▸ MATERIAL
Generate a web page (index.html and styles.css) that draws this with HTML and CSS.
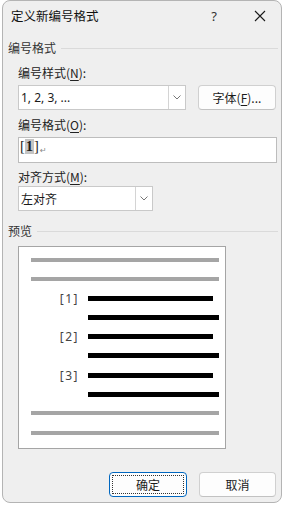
FILE: index.html
```html
<!DOCTYPE html>
<html lang="zh-CN">
<head>
<meta charset="utf-8">
<link rel="stylesheet" href="styles.css">
</head>
<body>
<div class="dialog">
  <div class="titlebar">
    <div class="title">定义新编号格式</div>
    <div class="tb-help">?</div>
    <div class="tb-close">
      <svg width="12" height="12" viewBox="0 0 12 12"><path d="M1 1 L11 11 M11 1 L1 11" stroke="#1a1a1a" stroke-width="1.1" fill="none"/></svg>
    </div>
  </div>
  <div class="content">
    <div class="group-head g1"><span>编号格式</span><i class="rule"></i></div>
    <div class="indent">
      <div class="label l1">编号样式(<u>N</u>):</div>
      <div class="row">
        <div class="combo c1">
          <span class="combo-text latin">1, 2, 3, ...</span>
          <span class="combo-btn"><svg width="8" height="5" viewBox="0 0 8 5"><path d="M0.5 0.5 L4 4 L7.5 0.5" stroke="#777" stroke-width="1" fill="none"/></svg></span>
        </div>
        <div class="btn font-btn">字体(<u>F</u>)...</div>
      </div>
      <div class="label l2">编号格式(<u>O</u>):</div>
      <div class="edit"><span class="br">[</span><span class="num">1</span><span class="br">]</span><span class="ret">↵</span></div>
      <div class="label l3">对齐方式(<u>M</u>):</div>
      <div class="combo c2">
        <span class="combo-text">左对齐</span>
        <span class="combo-btn"><svg width="8" height="5" viewBox="0 0 8 5"><path d="M0.5 0.5 L4 4 L7.5 0.5" stroke="#777" stroke-width="1" fill="none"/></svg></span>
      </div>
    </div>
    <div class="group-head g2"><span>预览</span><i class="rule"></i></div>
    <div class="indent">
      <div class="preview">
        <div class="prow"><span class="plabel"></span><i class="bar gray"></i></div>
        <div class="prow"><span class="plabel"></span><i class="bar gray"></i></div>
        <div class="prow"><span class="plabel">[1]</span><i class="bar black short"></i></div>
        <div class="prow"><span class="plabel"></span><i class="bar black"></i></div>
        <div class="prow"><span class="plabel">[2]</span><i class="bar black short"></i></div>
        <div class="prow"><span class="plabel"></span><i class="bar black"></i></div>
        <div class="prow"><span class="plabel">[3]</span><i class="bar black short"></i></div>
        <div class="prow"><span class="plabel"></span><i class="bar black"></i></div>
        <div class="prow"><span class="plabel"></span><i class="bar gray"></i></div>
        <div class="prow"><span class="plabel"></span><i class="bar gray"></i></div>
      </div>
    </div>
    <div class="footer">
      <div class="btn ok"><span class="focus">确定</span></div>
      <div class="btn cancel">取消</div>
    </div>
  </div>
</div>
</body>
</html>
```
FILE: styles.css
```css
html, body {
  margin: 0;
  padding: 0;
  background: #ffffff;
}
body {
  width: 284px;
  height: 507px;
  overflow: hidden;
  font-family: "Noto Sans CJK SC", "Noto Sans", sans-serif;
  font-size: 12px;
  color: #1b1b1b;
}
.dialog {
  box-sizing: border-box;
  width: 280px;
  height: 503px;
  margin-left: 2px;
  background: #efefef;
  border: 1px solid #b4b4b4;
  border-radius: 8px;
  display: flex;
  flex-direction: column;
}
.titlebar {
  height: 29px;
  display: flex;
  align-items: center;
}
.title {
  flex: 1;
  padding-left: 8px;
  font-size: 12.5px;
  line-height: 16px;
  color: #111;
}
.tb-help {
  width: 30px;
  text-align: center;
  font-family: "Noto Sans", sans-serif;
  font-size: 13px;
  line-height: 16px;
  color: #333;
}
.tb-close {
  width: 30px;
  margin-left: 16px;
  margin-right: 6px;
  height: 16px;
  display: flex;
  align-items: center;
  justify-content: center;
}
.content {
  padding: 0 3px 0 5px;
  display: flex;
  flex-direction: column;
}
.group-head {
  display: flex;
  align-items: center;
  gap: 5px;
  height: 16px;
  line-height: 16px;
  color: #333;
}
.group-head .rule {
  flex: 1;
  height: 1px;
  background: #dadada;
  margin-top: 1px;
}
.g1 { margin-top: 10px; }
.g2 { margin-top: 12px; }
.indent {
  padding-left: 10px;
  display: flex;
  flex-direction: column;
}
.label {
  height: 16px;
  line-height: 16px;
  color: #222;
}
.label u, .btn u { text-decoration-thickness: 1px; text-underline-offset: 2px; }
.l1 { margin-top: 9px; }
.l2 { margin-top: 7px; }
.l3 { margin-top: 6px; }
.row {
  display: flex;
  align-items: center;
  margin-top: 4px;
}
.combo {
  box-sizing: border-box;
  height: 25px;
  background: #fff;
  border: 1px solid #c9c9c9;
  display: flex;
  align-items: stretch;
}
.c1 { width: 168px; }
.c2 { width: 135px; margin-top: 1px; }
.combo-text {
  flex: 1;
  padding-left: 2px;
  display: flex;
  align-items: center;
  color: #1b1b1b;
}
.latin { font-family: "Noto Sans", "Noto Sans CJK SC", sans-serif; font-size: 12px; }
.combo-btn {
  width: 16px;
  border-left: 1px solid #d4d4d4;
  display: flex;
  align-items: center;
  justify-content: center;
}
.btn {
  box-sizing: border-box;
  height: 25px;
  background: #fdfdfd;
  border: 1px solid #d0d0d0;
  border-bottom-color: #c2c2c2;
  border-radius: 4px;
  display: flex;
  align-items: center;
  justify-content: center;
  color: #1b1b1b;
}
.font-btn {
  width: 78px;
  margin-left: 12px;
}
.edit {
  box-sizing: border-box;
  margin-top: 4px;
  height: 26px;
  width: 259px;
  background: #fff;
  border: 1px solid #bdbdbd;
  padding: 1px 0 0 1px;
  display: flex;
  align-items: flex-start;
  font-family: "Liberation Serif", "Noto Sans CJK SC", serif;
  font-size: 14.5px;
  line-height: 15px;
}
.edit .br { color: #222; }
.edit .num {
  background: #c4c4c4;
  font-weight: bold;
  padding: 0 1px;
}
.edit .ret {
  font-family: "DejaVu Sans", sans-serif;
  font-size: 8px;
  color: #888;
  margin-left: 1px;
  margin-top: 4px;
}
.preview {
  box-sizing: border-box;
  margin-top: 7px;
  width: 208px;
  height: 203px;
  background: #fff;
  border: 1px solid #a5a5a5;
  padding-top: 3.4px;
  display: grid;
  grid-auto-rows: 19.2px;
  align-content: start;
}
.prow {
  display: flex;
  align-items: center;
}
.plabel {
  width: 60px;
  text-align: right;
  font-family: "Noto Sans", sans-serif;
  font-size: 12px;
  letter-spacing: 1.5px;
  color: #444;
}
.bar {
  display: block;
  height: 5px;
}
.bar.gray {
  height: 4px;
  background: #a5a5a5;
  margin-left: -48px;
  width: 188px;
}
.bar.black {
  background: #000;
  margin-left: 9px;
  width: 131px;
}
.bar.black.short { width: 125px; }
.footer {
  display: flex;
  justify-content: flex-end;
  gap: 12px;
  margin-top: 23px;
  padding-right: 2px;
}
.ok {
  width: 78px;
  border: 1px solid #0067c0;
  padding: 2px;
}
.ok .focus {
  box-sizing: border-box;
  width: 100%;
  height: 100%;
  border: 1px dotted #333;
  display: flex;
  align-items: center;
  justify-content: center;
}
.cancel { width: 77px; }
```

▸ DIRECTIVE
Restate the whole listing above exactly, please, omitting every image.

▸ WRITTEN SOLUTION
Generate a web page (index.html and styles.css) that draws this with HTML and CSS.
FILE: index.html
```html
<!DOCTYPE html>
<html lang="zh-CN">
<head>
<meta charset="utf-8">
<link rel="stylesheet" href="styles.css">
</head>
<body>
<div class="dialog">
  <div class="titlebar">
    <div class="title">定义新编号格式</div>
    <div class="tb-help">?</div>
    <div class="tb-close">
      <svg width="12" height="12" viewBox="0 0 12 12"><path d="M1 1 L11 11 M11 1 L1 11" stroke="#1a1a1a" stroke-width="1.1" fill="none"/></svg>
    </div>
  </div>
  <div class="content">
    <div class="group-head g1"><span>编号格式</span><i class="rule"></i></div>
    <div class="indent">
      <div class="label l1">编号样式(<u>N</u>):</div>
      <div class="row">
        <div class="combo c1">
          <span class="combo-text latin">1, 2, 3, ...</span>
          <span class="combo-btn"><svg width="8" height="5" viewBox="0 0 8 5"><path d="M0.5 0.5 L4 4 L7.5 0.5" stroke="#777" stroke-width="1" fill="none"/></svg></span>
        </div>
        <div class="btn font-btn">字体(<u>F</u>)...</div>
      </div>
      <div class="label l2">编号格式(<u>O</u>):</div>
      <div class="edit"><span class="br">[</span><span class="num">1</span><span class="br">]</span><span class="ret">↵</span></div>
      <div class="label l3">对齐方式(<u>M</u>):</div>
      <div class="combo c2">
        <span class="combo-text">左对齐</span>
        <span class="combo-btn"><svg width="8" height="5" viewBox="0 0 8 5"><path d="M0.5 0.5 L4 4 L7.5 0.5" stroke="#777" stroke-width="1" fill="none"/></svg></span>
      </div>
    </div>
    <div class="group-head g2"><span>预览</span><i class="rule"></i></div>
    <div class="indent">
      <div class="preview">
        <div class="prow"><span class="plabel"></span><i class="bar gray"></i></div>
        <div class="prow"><span class="plabel"></span><i class="bar gray"></i></div>
        <div class="prow"><span class="plabel">[1]</span><i class="bar black short"></i></div>
        <div class="prow"><span class="plabel"></span><i class="bar black"></i></div>
        <div class="prow"><span class="plabel">[2]</span><i class="bar black short"></i></div>
        <div class="prow"><span class="plabel"></span><i class="bar black"></i></div>
        <div class="prow"><span class="plabel">[3]</span><i class="bar black short"></i></div>
        <div class="prow"><span class="plabel"></span><i class="bar black"></i></div>
        <div class="prow"><span class="plabel"></span><i class="bar gray"></i></div>
        <div class="prow"><span class="plabel"></span><i class="bar gray"></i></div>
      </div>
    </div>
    <div class="footer">
      <div class="btn ok"><span class="focus">确定</span></div>
      <div class="btn cancel">取消</div>
    </div>
  </div>
</div>
</body>
</html>
```
FILE: styles.css
```css
html, body {
  margin: 0;
  padding: 0;
  background: #ffffff;
}
body {
  width: 284px;
  height: 507px;
  overflow: hidden;
  font-family: "Noto Sans CJK SC", "Noto Sans", sans-serif;
  font-size: 12px;
  color: #1b1b1b;
}
.dialog {
  box-sizing: border-box;
  width: 280px;
  height: 503px;
  margin-left: 2px;
  background: #efefef;
  border: 1px solid #b4b4b4;
  border-radius: 8px;
  display: flex;
  flex-direction: column;
}
.titlebar {
  height: 29px;
  display: flex;
  align-items: center;
}
.title {
  flex: 1;
  padding-left: 8px;
  font-size: 12.5px;
  line-height: 16px;
  color: #111;
}
.tb-help {
  width: 30px;
  text-align: center;
  font-family: "Noto Sans", sans-serif;
  font-size: 13px;
  line-height: 16px;
  color: #333;
}
.tb-close {
  width: 30px;
  margin-left: 16px;
  margin-right: 6px;
  height: 16px;
  display: flex;
  align-items: center;
  justify-content: center;
}
.content {
  padding: 0 3px 0 5px;
  display: flex;
  flex-direction: column;
}
.group-head {
  display: flex;
  align-items: center;
  gap: 5px;
  height: 16px;
  line-height: 16px;
  color: #333;
}
.group-head .rule {
  flex: 1;
  height: 1px;
  background: #dadada;
  margin-top: 1px;
}
.g1 { margin-top: 10px; }
.g2 { margin-top: 12px; }
.indent {
  padding-left: 10px;
  display: flex;
  flex-direction: column;
}
.label {
  height: 16px;
  line-height: 16px;
  color: #222;
}
.label u, .btn u { text-decoration-thickness: 1px; text-underline-offset: 2px; }
.l1 { margin-top: 9px; }
.l2 { margin-top: 7px; }
.l3 { margin-top: 6px; }
.row {
  display: flex;
  align-items: center;
  margin-top: 4px;
}
.combo {
  box-sizing: border-box;
  height: 25px;
  background: #fff;
  border: 1px solid #c9c9c9;
  display: flex;
  align-items: stretch;
}
.c1 { width: 168px; }
.c2 { width: 135px; margin-top: 1px; }
.combo-text {
  flex: 1;
  padding-left: 2px;
  display: flex;
  align-items: center;
  color: #1b1b1b;
}
.latin { font-family: "Noto Sans", "Noto Sans CJK SC", sans-serif; font-size: 12px; }
.combo-btn {
  width: 16px;
  border-left: 1px solid #d4d4d4;
  display: flex;
  align-items: center;
  justify-content: center;
}
.btn {
  box-sizing: border-box;
  height: 25px;
  background: #fdfdfd;
  border: 1px solid #d0d0d0;
  border-bottom-color: #c2c2c2;
  border-radius: 4px;
  display: flex;
  align-items: center;
  justify-content: center;
  color: #1b1b1b;
}
.font-btn {
  width: 78px;
  margin-left: 12px;
}
.edit {
  box-sizing: border-box;
  margin-top: 4px;
  height: 26px;
  width: 259px;
  background: #fff;
  border: 1px solid #bdbdbd;
  padding: 1px 0 0 1px;
  display: flex;
  align-items: flex-start;
  font-family: "Liberation Serif", "Noto Sans CJK SC", serif;
  font-size: 14.5px;
  line-height: 15px;
}
.edit .br { color: #222; }
.edit .num {
  background: #c4c4c4;
  font-weight: bold;
  padding: 0 1px;
}
.edit .ret {
  font-family: "DejaVu Sans", sans-serif;
  font-size: 8px;
  color: #888;
  margin-left: 1px;
  margin-top: 4px;
}
.preview {
  box-sizing: border-box;
  margin-top: 7px;
  width: 208px;
  height: 203px;
  background: #fff;
  border: 1px solid #a5a5a5;
  padding-top: 3.4px;
  display: grid;
  grid-auto-rows: 19.2px;
  align-content: start;
}
.prow {
  display: flex;
  align-items: center;
}
.plabel {
  width: 60px;
  text-align: right;
  font-family: "Noto Sans", sans-serif;
  font-size: 12px;
  letter-spacing: 1.5px;
  color: #444;
}
.bar {
  display: block;
  height: 5px;
}
.bar.gray {
  height: 4px;
  background: #a5a5a5;
  margin-left: -48px;
  width: 188px;
}
.bar.black {
  background: #000;
  margin-left: 9px;
  width: 131px;
}
.bar.black.short { width: 125px; }
.footer {
  display: flex;
  justify-content: flex-end;
  gap: 12px;
  margin-top: 23px;
  padding-right: 2px;
}
.ok {
  width: 78px;
  border: 1px solid #0067c0;
  padding: 2px;
}
.ok .focus {
  box-sizing: border-box;
  width: 100%;
  height: 100%;
  border: 1px dotted #333;
  display: flex;
  align-items: center;
  justify-content: center;
}
.cancel { width: 77px; }
```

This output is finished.